‘Oltre le colline’, ovvero il Calvario di una ragazza lesbica
Recensione tratta dal sito del gruppo Kairos di Firenze, 19 novembre 2012
E’ recentemente passato nelle sale un film forte e intenso che mette in scena con distaccato realismo la lotta tra l’amore di una ragazza lesbica e le convinzioni rigide di una comunità religiosa chiusa alla contemporaneità.
Dai titoli di testa si capisce che “Oltre le colline” del rumeno Mongiu, premiato alla scorsa edizione del festival di Cannes, è ispirato a un fatto di cronaca. Alcuni anni fa una giovane donna morì in un convento ortodosso della Romania dopo essere stata sottoposta a un rito di esorcismo dalla comunità religiosa.
Alina è una giovane che è sola al mondo, torna in patria dopo essere emigrata in Germania per ritrovare Voichita l’amica del cuore conosciuta in orfanotrofio e che ora è novizia in uno sperduto convento della Moldavia.

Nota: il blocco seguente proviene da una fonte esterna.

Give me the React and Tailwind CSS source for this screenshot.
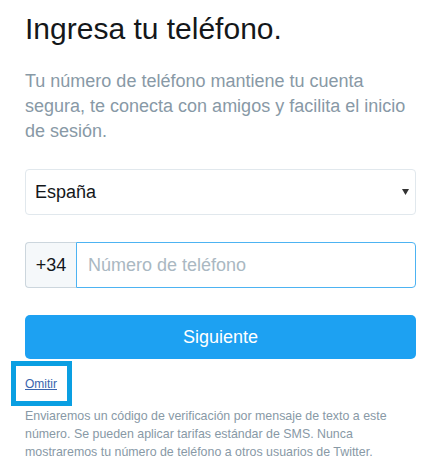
import React from "react";

export default function App() {
    return (
        <div className="w-[426px] h-[471px] overflow-hidden bg-white font-['Liberation_Sans',Arial,sans-serif]">
            <div className="pl-[25px] pr-[10px] pt-[11px]">
                <h1 className="text-[30px] leading-[36px] font-normal text-[#14171a]">
                    Ingresa tu teléfono.
                </h1>
                <p className="mt-[22px] text-[18px] leading-[25px] text-[#8899a6]">
                    Tu número de teléfono mantiene tu cuenta segura, te conecta con amigos y facilita el inicio de sesión.
                </p>

                {/* selector de país */}
                <div className="mt-[25px] h-[46px] flex items-center justify-between border border-[#e1e8ed] rounded-[4px] pl-[9px] pr-[6px]">
                    <span className="text-[18px] text-[#14171a]">España</span>
                    <svg width="7" height="6" viewBox="0 0 7 6">
                        <path d="M0 0 L7 0 L3.5 6 Z" fill="#333" />
                    </svg>
                </div>

                {/* teléfono */}
                <div className="mt-[27px] h-[46px] flex">
                    <div className="w-[51px] flex items-center justify-center bg-[#f5f8fa] border border-[#ccd6dd] border-r-0 rounded-l-[4px] text-[18px] text-[#14171a]">
                        +34
                    </div>
                    <input
                        type="tel"
                        placeholder="Número de teléfono"
                        className="flex-1 min-w-0 border border-[#4db3f2] rounded-r-[4px] pl-[11px] text-[18px] text-[#14171a] placeholder:text-[#aab8c2] outline-none"
                    />
                </div>

                <button className="mt-[27px] w-full h-[44px] bg-[#1da1f2] rounded-[5px] text-white text-[18px]">
                    Siguiente
                </button>

                <div className="mt-[2px] -ml-[14px] w-fit border-[5px] border-[#0a9fe2] pl-[9px] pr-[10px] pt-[9px] pb-[8px]">
                    <a href="#" className="block text-[12px] leading-[18px] text-[#3a65ad] underline">
                        Omitir
                    </a>
                </div>

                <p className="mt-[1px] text-[12.4px] leading-[18px] text-[#8899a6]">
                    Enviaremos un código de verificación por mensaje de texto a este número. Se pueden aplicar tarifas estándar de SMS. Nunca mostraremos tu número de teléfono a otros usuarios de Twitter.
                </p>
            </div>
        </div>
    );
}
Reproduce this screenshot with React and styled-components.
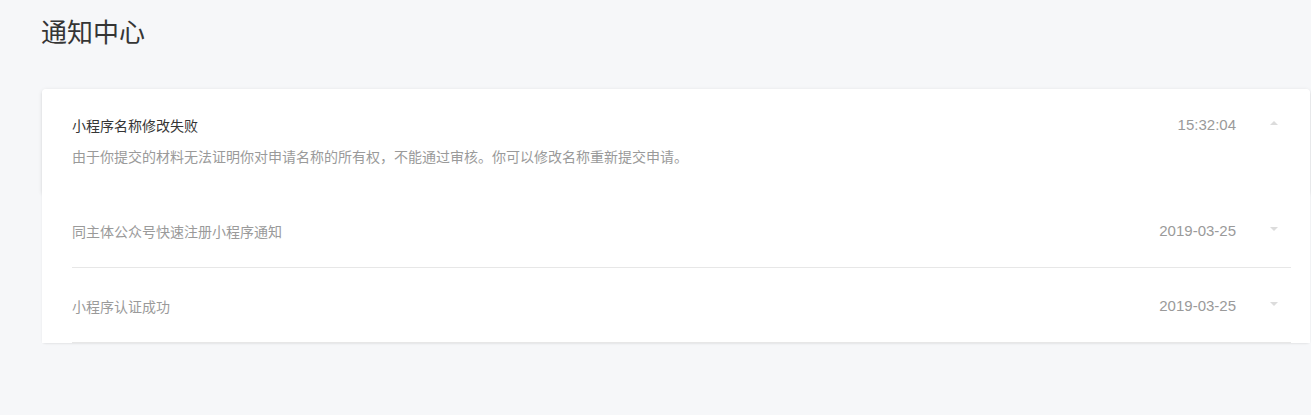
import React from "react";
import styled, { createGlobalStyle } from "styled-components";

const GlobalStyle = createGlobalStyle`
  html, body {
    margin: 0;
    padding: 0;
    background: #f6f7f9;
    font-family: "Noto Sans CJK SC", "Liberation Sans", sans-serif;
  }
`;

const Page = styled.div`
  padding: 12px 0 60px 41px;
  min-height: 415px;
  box-sizing: border-box;
  overflow: hidden;
`;

const Title = styled.h1`
  margin: 0;
  font-size: 26px;
  font-weight: 400;
  line-height: 38px;
  color: #353535;
`;

const Card = styled.div`
  margin: 39px 0 0 1px;
  width: 1268px;
  background: #ffffff;
  border-radius: 4px;
  box-shadow: 0 1px 2px rgba(0, 0, 0, 0.08);
`;

const Item = styled.div`
  position: relative;
  background: #ffffff;
  border-radius: ${({ $expanded }) => ($expanded ? "4px 4px 0 0" : "0")};
  box-shadow: ${({ $expanded }) =>
    $expanded ? "0 1px 4px rgba(0, 0, 0, 0.1)" : "none"};
`;

const Inner = styled.div`
  margin: 0 19px 0 30px;
  padding: ${({ $expanded }) => ($expanded ? "26px 13px 27px 0" : "28px 13px 26px 0")};
  border-bottom: ${({ $expanded }) => ($expanded ? "none" : "1px solid #e7e7e7")};
`;

const Head = styled.div`
  display: flex;
  align-items: center;
  height: 20px;
`;

const ItemTitle = styled.div`
  flex: 1;
  font-size: 14px;
  line-height: 20px;
  color: ${({ $expanded }) => ($expanded ? "#353535" : "#9a9a9a")};
`;

const Time = styled.div`
  font-size: 15px;
  line-height: 20px;
  color: #9a9a9a;
  font-family: "Liberation Sans", "Noto Sans CJK SC", sans-serif;
`;

const Arrow = styled.span`
  width: 0;
  height: 0;
  margin-left: 34px;
  border-left: 4px solid transparent;
  border-right: 4px solid transparent;
  ${({ $up }) =>
    $up
      ? "border-bottom: 4px solid #dcdcdc; margin-top: -4px;"
      : "border-top: 4px solid #dcdcdc; margin-top: -4px;"}
`;

const Desc = styled.div`
  margin-top: 11px;
  font-size: 14px;
  line-height: 20px;
  color: #9a9a9a;
`;

const notices = [
  {
    title: "小程序名称修改失败",
    time: "15:32:04",
    desc: "由于你提交的材料无法证明你对申请名称的所有权，不能通过审核。你可以修改名称重新提交申请。",
    expanded: true,
  },
  { title: "同主体公众号快速注册小程序通知", time: "2019-03-25" },
  { title: "小程序认证成功", time: "2019-03-25" },
];

export default function App() {
  return (
    <>
      <GlobalStyle />
      <Page>
        <Title>通知中心</Title>
        <Card>
          {notices.map((n, i) => (
            <Item key={i} $expanded={n.expanded}>
              <Inner $expanded={n.expanded}>
                <Head>
                  <ItemTitle $expanded={n.expanded}>{n.title}</ItemTitle>
                  <Time>{n.time}</Time>
                  <Arrow $up={n.expanded} />
                </Head>
                {n.expanded && <Desc>{n.desc}</Desc>}
              </Inner>
            </Item>
          ))}
        </Card>
      </Page>
    </>
  );
}
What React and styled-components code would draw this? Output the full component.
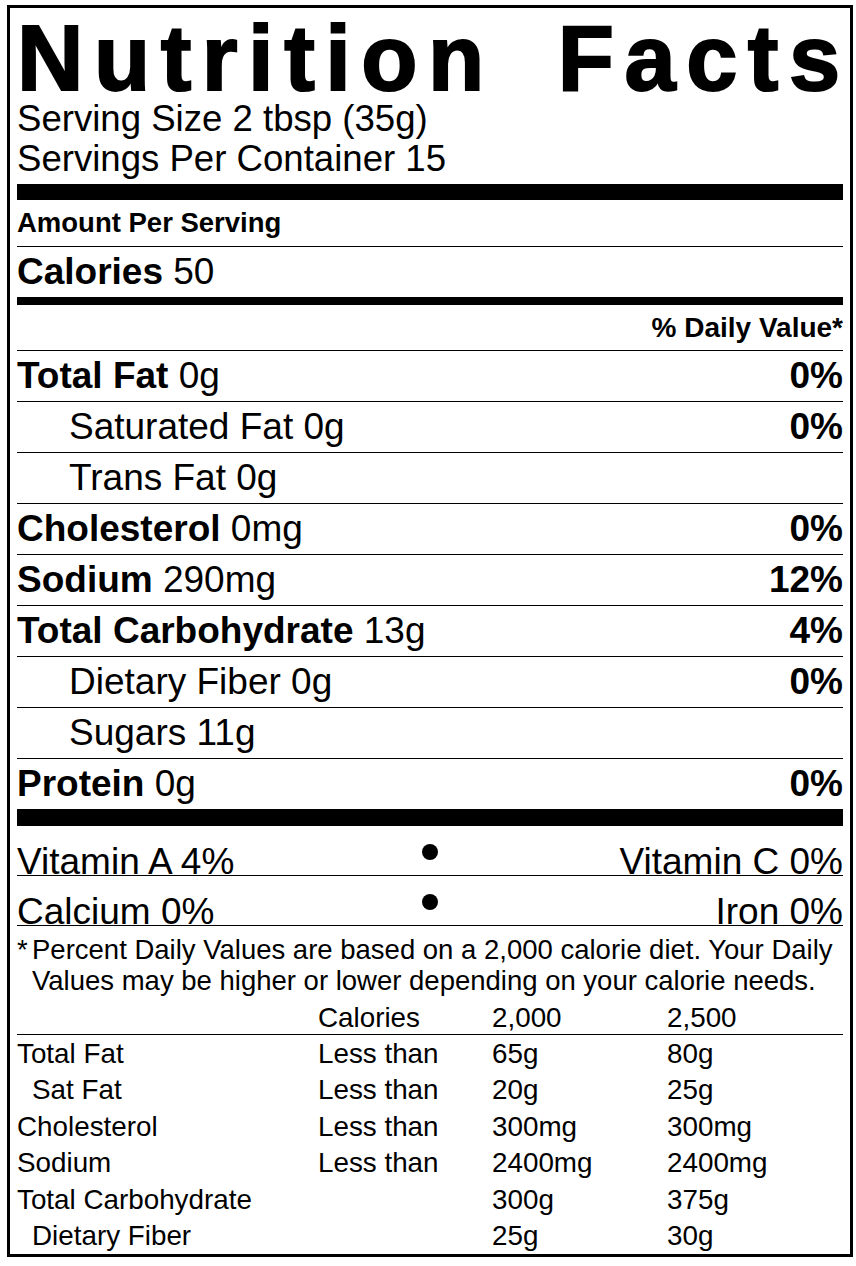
import React from "react";
import styled, { createGlobalStyle } from "styled-components";

const GlobalStyle = createGlobalStyle`
  html, body {
    margin: 0;
    padding: 0;
    background: #fff;
  }
  body {
    font-family: "Liberation Sans", Arial, sans-serif;
    color: #000;
  }
`;

const Page = styled.div`
  padding: 5px 0 0 7px;
`;

const Label = styled.section`
  width: 846px;
  box-sizing: border-box;
  border: 3px solid #000;
  padding: 0 7px;
`;

const Title = styled.h1`
  margin: 0;
  padding-top: 12px;
  font-size: 92px;
  line-height: 76px;
  font-weight: 700;
  letter-spacing: 10.5px;
  word-spacing: 27px;
  white-space: nowrap;
  -webkit-text-stroke: 2px #000;
`;

const Serving = styled.div`
  margin-top: 3px;
  padding-bottom: 5px;
  font-size: 36.6px;
  line-height: 40px;
`;

const Bar = styled.div`
  height: ${(p) => p.$h}px;
  background: #000;
`;

const AmountRow = styled.div`
  font-size: 27.5px;
  font-weight: 700;
  line-height: 46px;
  border-bottom: 1px solid #000;
`;

const CaloriesRow = styled.div`
  font-size: 37px;
  line-height: 50px;
`;

const DVHeader = styled.div`
  font-size: 28px;
  font-weight: 700;
  line-height: 45px;
  text-align: right;
  border-bottom: 1px solid #000;
`;

const NutrientList = styled.div``;

const NutrientRow = styled.div`
  display: flex;
  justify-content: space-between;
  font-size: 37px;
  line-height: 50px;
  padding-left: ${(p) => (p.$sub ? 52 : 0)}px;
  border-bottom: 1px solid #000;
  &:last-child {
    border-bottom: none;
  }
`;

const Strong = styled.b`
  font-weight: 700;
`;

const VitaminRow = styled.div`
  display: grid;
  grid-template-columns: 1fr 16px 1fr;
  align-items: end;
  height: 50px;
  box-sizing: border-box;
  font-size: 37px;
  line-height: 26px;
  border-bottom: 1px solid #000;
`;

const VitaminRight = styled.span`
  text-align: right;
`;

const Dot = styled.span`
  align-self: start;
  margin-top: 18px;
  width: 16px;
  height: 16px;
  border-radius: 50%;
  background: #000;
`;

const Footnote = styled.p`
  margin: 0 0 5px;
  padding: 8px 0 0 15px;
  text-indent: -15px;
  font-size: 27.5px;
  line-height: 31px;
`;

const Star = styled.span`
  display: inline-block;
  width: 15px;
  text-indent: 0;
`;

const Table = styled.div`
  font-size: 27.8px;
`;

const TableRow = styled.div`
  display: grid;
  grid-template-columns: 301px 174px 175px 1fr;
  line-height: ${(p) => (p.$head ? 33 : 36.4)}px;
  border-bottom: ${(p) => (p.$head ? "1px solid #000" : "none")};
  margin-bottom: ${(p) => (p.$head ? 1 : 0)}px;
`;

const Cell = styled.span`
  padding-left: ${(p) => (p.$sub ? 15 : 0)}px;
`;

const nutrients = [
  { name: "Total Fat", amount: "0g", dv: "0%" },
  { name: "Saturated Fat", amount: "0g", dv: "0%", sub: true },
  { name: "Trans Fat", amount: "0g", sub: true },
  { name: "Cholesterol", amount: "0mg", dv: "0%" },
  { name: "Sodium", amount: "290mg", dv: "12%" },
  { name: "Total Carbohydrate", amount: "13g", dv: "4%" },
  { name: "Dietary Fiber", amount: "0g", dv: "0%", sub: true },
  { name: "Sugars", amount: "11g", sub: true },
  { name: "Protein", amount: "0g", dv: "0%" },
];

const limits = [
  ["Total Fat", "Less than", "65g", "80g"],
  ["Sat Fat", "Less than", "20g", "25g", true],
  ["Cholesterol", "Less than", "300mg", "300mg"],
  ["Sodium", "Less than", "2400mg", "2400mg"],
  ["Total Carbohydrate", "", "300g", "375g"],
  ["Dietary Fiber", "", "25g", "30g", true],
];

export default function App() {
  return (
    <Page>
      <GlobalStyle />
      <Label>
        <Title>Nutrition Facts</Title>
        <Serving>
          <div>Serving Size 2 tbsp (35g)</div>
          <div>Servings Per Container 15</div>
        </Serving>
        <Bar $h={16} />
        <AmountRow>Amount Per Serving</AmountRow>
        <CaloriesRow>
          <Strong>Calories</Strong> 50
        </CaloriesRow>
        <Bar $h={8} />
        <DVHeader>% Daily Value*</DVHeader>
        <NutrientList>
          {nutrients.map((n) => (
            <NutrientRow key={n.name} $sub={n.sub}>
              <span>
                {n.sub ? n.name : <Strong>{n.name}</Strong>} {n.amount}
              </span>
              {n.dv && <Strong>{n.dv}</Strong>}
            </NutrientRow>
          ))}
        </NutrientList>
        <Bar $h={17} />
        <VitaminRow>
          <span>Vitamin A 4%</span>
          <Dot />
          <VitaminRight>Vitamin C 0%</VitaminRight>
        </VitaminRow>
        <VitaminRow>
          <span>Calcium 0%</span>
          <Dot />
          <VitaminRight>Iron 0%</VitaminRight>
        </VitaminRow>
        <Footnote>
          <Star>*</Star>Percent Daily Values are based on a 2,000 calorie diet. Your Daily
          <br />
          Values may be higher or lower depending on your calorie needs.
        </Footnote>
        <Table>
          <TableRow $head>
            <span />
            <span>Calories</span>
            <span>2,000</span>
            <span>2,500</span>
          </TableRow>
          {limits.map(([name, cmp, a, b, sub]) => (
            <TableRow key={name}>
              <Cell $sub={sub}>{name}</Cell>
              <span>{cmp}</span>
              <span>{a}</span>
              <span>{b}</span>
            </TableRow>
          ))}
        </Table>
      </Label>
    </Page>
  );
}
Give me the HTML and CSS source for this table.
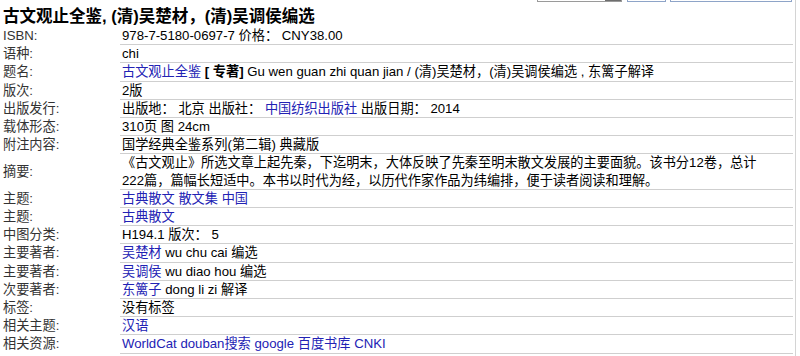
FILE: index.html
```html
<!DOCTYPE html>
<html lang="zh-CN">
<head>
<meta charset="utf-8">
<title>古文观止全鉴</title>
<link rel="stylesheet" href="styles.css">
</head>
<body>
<div class="page">
  <div class="topbar">
    <div class="box select"><span class="arrow"></span></div>
    <div class="box btn-small"></div>
    <div class="box btn-wide"></div>
  </div>
  <h1 class="title">古文观止全鉴, (清)吴楚材，(清)吴调侯编选</h1>
  <table class="detail">
    <tr><th>ISBN:</th><td>978-7-5180-0697-7 价格： CNY38.00</td></tr>
    <tr><th>语种:</th><td>chi</td></tr>
    <tr><th>题名:</th><td><a href="#">古文观止全鉴</a> <b>[ 专著]</b> Gu wen guan zhi quan jian / (清)吴楚材，(清)吴调侯编选 , 东篱子解译</td></tr>
    <tr><th>版次:</th><td>2版</td></tr>
    <tr><th>出版发行:</th><td>出版地： 北京 出版社： <a href="#">中国纺织出版社</a> 出版日期： 2014</td></tr>
    <tr><th>载体形态:</th><td>310页 图 24cm</td></tr>
    <tr><th>附注内容:</th><td>国学经典全鉴系列(第二辑) 典藏版</td></tr>
    <tr><th>摘要:</th><td>《古文观止》所选文章上起先秦，下迄明末，大体反映了先秦至明末散文发展的主要面貌。该书分12卷，总计<br>222篇，篇幅长短适中。本书以时代为经，以历代作家作品为纬编排，便于读者阅读和理解。</td></tr>
    <tr><th>主题:</th><td><a href="#">古典散文</a> <a href="#">散文集</a> <a href="#">中国</a></td></tr>
    <tr><th>主题:</th><td><a href="#">古典散文</a></td></tr>
    <tr><th>中图分类:</th><td>H194.1 版次： 5</td></tr>
    <tr><th>主要著者:</th><td><a href="#">吴楚材</a> wu chu cai 编选</td></tr>
    <tr><th>主要著者:</th><td><a href="#">吴调侯</a> wu diao hou 编选</td></tr>
    <tr><th>次要著者:</th><td><a href="#">东篱子</a> dong li zi 解译</td></tr>
    <tr><th>标签:</th><td>没有标签</td></tr>
    <tr><th>相关主题:</th><td><a href="#">汉语</a></td></tr>
    <tr><th>相关资源:</th><td><a href="#">WorldCat</a> <a href="#">douban搜索</a> <a href="#">google</a> <a href="#">百度书库</a> <a href="#">CNKI</a></td></tr>
  </table>
</div>
</body>
</html>
```

FILE: styles.css
```css
html, body {
  margin: 0;
  padding: 0;
  background: #fff;
}

body {
  font-family: "Liberation Sans", "Noto Sans CJK SC", sans-serif;
  font-size: 13.2px;
  color: #000;
}

.page {
  width: 795px;
  height: 356px;
  border-right: 1px solid #d4d4d4;
  overflow: hidden;
}

.topbar {
  display: flex;
  justify-content: flex-end;
  height: 2px;
  padding-right: 3px;
}

.box {
  height: 1px;
  border: 1px solid #9a9a9a;
  border-top: none;
  box-sizing: content-box;
}

.select {
  width: 83px;
  display: flex;
  justify-content: flex-end;
  margin-right: 5px;
}

.select .arrow {
  display: block;
  width: 16px;
  height: 1px;
  background: #6e6e6e;
}

.btn-small {
  width: 37px;
  border-color: #8ea4c8;
  margin-right: 4px;
}

.btn-wide {
  width: 120px;
  border-color: #8ea4c8;
}

.title {
  margin: 0;
  padding: 4px 3px 1px;
  font-size: 16.5px;
  font-weight: bold;
  line-height: 20px;
  color: #000;
}

.detail {
  border-collapse: collapse;
  border-spacing: 0;
  width: 793px;
}

.detail th {
  width: 117px;
  padding: 0 0 0 3px;
  text-align: left;
  font-weight: normal;
  color: #333;
  line-height: 17.2px;
  vertical-align: middle;
  white-space: nowrap;
}

.detail td {
  padding: 0 0 0 2px;
  line-height: 17.2px;
  border-bottom: 1px solid #cfcfcf;
  white-space: nowrap;
}

.detail a {
  color: #2222b4;
  text-decoration: none;
}

.detail b {
  font-weight: bold;
}
```
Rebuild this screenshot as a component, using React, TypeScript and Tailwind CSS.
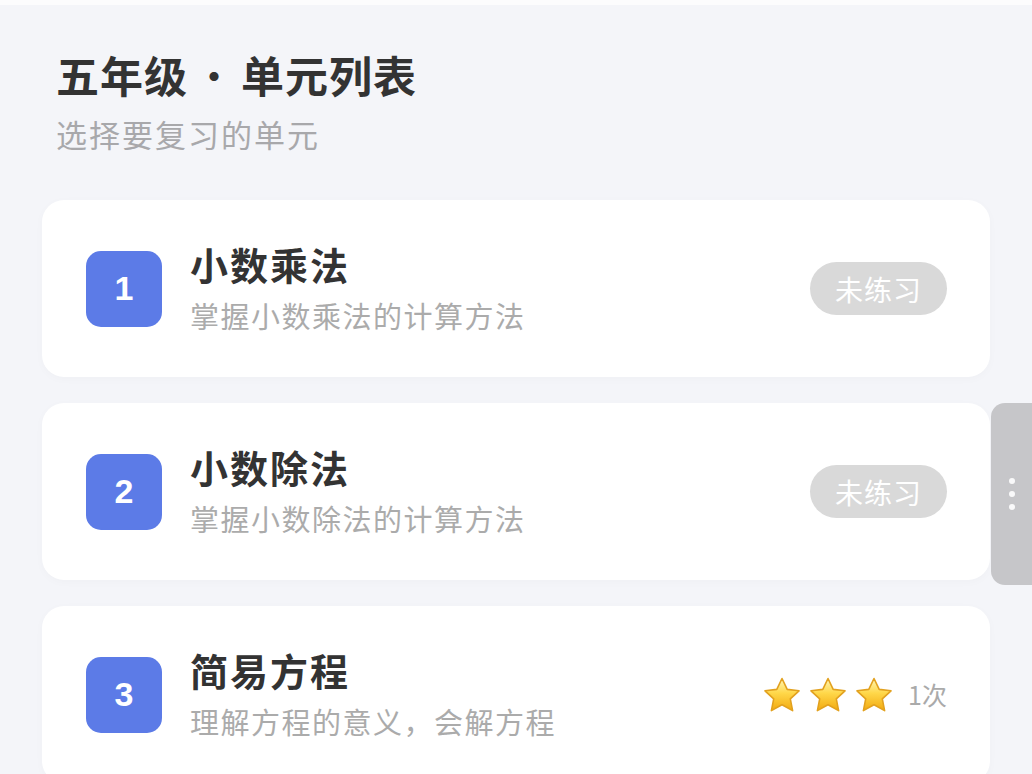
type Unit = {
  no: number;
  title: string;
  desc: string;
  stars?: number;
  times?: string;
};

const units: Unit[] = [
  { no: 1, title: "小数乘法", desc: "掌握小数乘法的计算方法" },
  { no: 2, title: "小数除法", desc: "掌握小数除法的计算方法" },
  { no: 3, title: "简易方程", desc: "理解方程的意义，会解方程", stars: 3, times: "1次" },
];

const cjk = { fontFamily: '"Noto Sans CJK SC", "Noto Sans", sans-serif' };

const Star = () => (
  <svg width="40" height="38" viewBox="0 0 40 38">
    <defs>
      <linearGradient id="starFill" x1="0" y1="0" x2="0" y2="1">
        <stop offset="0" stopColor="#fff6b8" />
        <stop offset="0.45" stopColor="#ffd84a" />
        <stop offset="1" stopColor="#f2a90f" />
      </linearGradient>
    </defs>
    <path
      d="M20 2.5 L25.2 13.4 L37 14.8 L28.3 22.9 L30.6 34.6 L20 28.8 L9.4 34.6 L11.7 22.9 L3 14.8 L14.8 13.4 Z"
      fill="url(#starFill)"
      stroke="#e2a11e"
      strokeWidth="1.6"
      strokeLinejoin="round"
    />
  </svg>
);

const UnitCard = ({ unit }: { unit: Unit }) => (
  <div className="h-[177px] bg-white rounded-[22px] shadow-[0_2px_10px_rgba(0,0,0,0.025)] flex items-center pl-[44px] pr-[43px]">
    <div className="w-[76px] h-[76px] rounded-[15px] bg-[#5c7be7] flex items-center justify-center text-white text-[34px] font-semibold shrink-0" style={{ fontFamily: '"Liberation Sans", Arial, sans-serif' }}>
      {unit.no}
    </div>
    <div className="ml-[28px] flex-1 flex flex-col">
      <div className="text-[38px] font-bold text-[#333] leading-[46px] tracking-[2px] -mt-[2px]">{unit.title}</div>
      <div className="text-[29px] text-[#ababab] leading-[40px] tracking-[1.5px] mt-[8px]">{unit.desc}</div>
    </div>
    {unit.stars ? (
      <div className="flex items-center">
        <div className="flex gap-[6px]">
          {Array.from({ length: unit.stars }).map((_, i) => (
            <Star key={i} />
          ))}
        </div>
        <span className="ml-[14px] text-[25px] text-[#aaa]">{unit.times}</span>
      </div>
    ) : (
      <div className="w-[137px] h-[53px] rounded-full bg-[#d9d9d9] text-white text-[28px] tracking-[1px] flex items-center justify-center">
        未练习
      </div>
    )}
  </div>
);

export default function App() {
  return (
    <div className="w-[1032px] h-[774px] bg-[#f4f5f9] overflow-hidden relative" style={cjk}>
      <div className="h-[5px] bg-[#fcfcfd]" />
      <div className="pl-[56px] pt-[41px]">
        <h1 className="text-[43px] font-bold text-[#333] leading-[56px] tracking-[1px] flex items-center">
          <span>五年级</span>
          <span className="w-[53px] text-center font-normal">·</span>
          <span>单元列表</span>
        </h1>
        <p className="text-[31px] text-[#a8a8ab] leading-[40px] tracking-[2px] mt-[12px]">选择要复习的单元</p>
      </div>
      <div className="px-[42px] mt-[46px] flex flex-col gap-[26px]">
        {units.map((u) => (
          <UnitCard key={u.no} unit={u} />
        ))}
      </div>
      <div className="absolute right-0 top-[403px] w-[41px] h-[182px] bg-[#c6c6c9] rounded-l-[14px] flex flex-col items-center justify-center gap-[7px]">
        <span className="w-[6px] h-[6px] rounded-full bg-white/90" />
        <span className="w-[6px] h-[6px] rounded-full bg-white/90" />
        <span className="w-[6px] h-[6px] rounded-full bg-white/90" />
      </div>
    </div>
  );
}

Alina va a trovarla in convento con l’intento mal celato di farle cambiare idea e di farla fuggire con lei. Ma adesso Voichita non è più quella di una volta: sebbene sia ancora legata da affetto sincero all’amica a frapporsi tra di loro ora ci sono Dio, la comunità religiosa e il sacerdote che la guida che per la giovane sono diventati la famiglia che non ha mai avuto.
Quando la laica Alina assieme all’amica varca la soglia del monastero ben presto entrerà a far parte di un mondo che non le appartiene e dal quale viene percepita come un corpo estraneo. Qui le religiose vivono senza gas ne luce elettrica e il sacerdote venerato quasi come un santo vede nel modo moderno come la pancea di tutti i mali.
Il dramma si sviluppa attorno al legame complesso che lega le due ragazze incapaci di gestire e di vivere la propria affettività vissuto in un contesto repressivo che farà sprofondare Alina, la più fragile delle due a un destino crudele.
La ragazza non riuscirà a strappare l’amica alla sua vocazione e ben presto le sue manifestazioni di insofferenza e ribellione verso le regole imposte verranno interpretati dai religiosi come peccato/malattia e poi come possessione demoniaca. Una via crucis di 150 minuti con alcune scene che sfiorano il grottesco come quando Alina viene costretta sotto lo sguardo indagatore delle monache a spuntare sulla lista che elenca tutti i peccati riconociuti dalla chiesa ortodossa, quelli che lei ha commesso.
Il regista ha voluto raccontare il tutto con distacco senza dare dei giudizi sull’operato dei personaggi. Questo realismo quasi verista fanno del film un opera ricca di significati e di suggestioni. “E’ soprattutto un film sull’amore e sulla libertà di coscienza: su come l’amore può trasformare i concetti di bene e male in concetti molto relativi.” ha affermato il regista, aggiungendo: “Molti dei grandi errori di questo mondo sono stati commessi nel nome della fede e con l’assoluta convinzione di agire per una buona causa”.
La conclusione sarà come nella realtà, tragica. Il film almeno suggerisce nel finale un cambiamento da parte della giovane novizia Voichita, che inizia ad avere dei dubbi e a sfiorare l’idea che forse un’altra vita esiste oltre quelle colline, oltre le mura del convento.
Questa nuova consapevolezza arriverà, paradossalmente proprio di fronte a un sacrificio d’amore disperato, martoriato, legato e imbavagliato a un legno… a forma di croce.